Courtney: I also found it very interesting because Adan does have a conversation with his father at one point about this. And since he’s from a religious household, and he’s citing religion as the main reason why he does not want to, as they say, do the deed, at least not yet, I was wondering if his family was going to have a really harsh stance on that. But I actually got the impression from his dad that his dad was not externally pressuring him one way or another. It actually seemed like a pretty balanced conversation and instead of steering him toward, “Yeah, don’t have sex before marriage.” He sort of was saying like, “Well, what do you want? How are you going to tell her?” And when Adon says, you know, “She’s gonna be really upset when I tell her.” He’s like, “Well, don’t speak for her. You know, you– you two have to have this conversation yourself.” So it was, to me at least, what was shown on camera, an internal desire more than anything to wait until marriage than external from the family.

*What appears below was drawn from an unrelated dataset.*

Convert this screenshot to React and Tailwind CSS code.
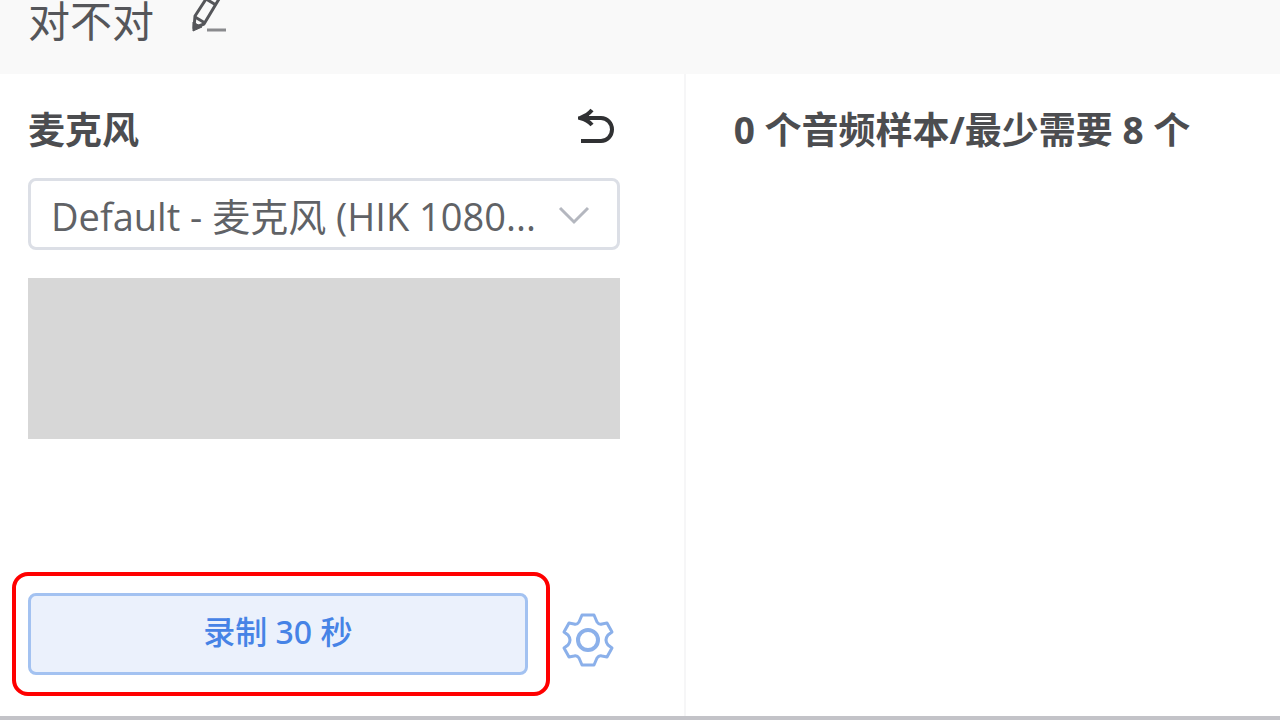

Courtney: That doesn’t necessarily mean that that couldn’t have been impressed externally from the family, like earlier in life at a time where that just really stuck, but in the here and now that was not the impression I got. And when they have their final conversation that ultimately leads to them breaking up, Dani will say things like, “Well, I want an adult relationship and I want to go on trips with you.” And everything that isn’t literally sex, he’s like, “I want that too.” He’s like, “I want to go on trips with you too, and we can still go on trips without having sexual intimacy. That’s still a thing we can do.” And she ultimately kind of says like, no, she’s like, “I get that this is your boundary, but you know, my boundary is I want to have sex in a relationship,” kind of a thing. And so he very dejectedly just kind of says, “Well, it sounds like without sexual intimacy, you think we can only be friends.” And she basically confirms that.
Courtney: And so that question alone also– Like, he’s understanding that she can only ever see this as a friendship if it doesn’t go to what I’m sure she’s thinking as the next level, even though we try not to think about relationships in terms of level or tiers. I can just tell that that is not how he views it. That is not fundamentally how he’s framing a relationship. And since Dani is kind of the cast member who’s been around the longest, we’ve seen a lot more of her story, it’s weird to call someone like a main character in a documentary like this, because Adan is very much an equal cast member in this season in isolation, but we’ve seen a lot more of Dani over time. It does kind of concern me, just perspective wise. Considering, the show is already coming from a point of relationships, romantic relationships, dating long-term in some cases, often with the eventual end goal of marriage for a lot of these folks. I don’t think what they did was bad. Because you saw them both completely devastated. And you saw them both sort of alone with their feelings after this conversation. It wasn’t that they just exclusively focused on Dani.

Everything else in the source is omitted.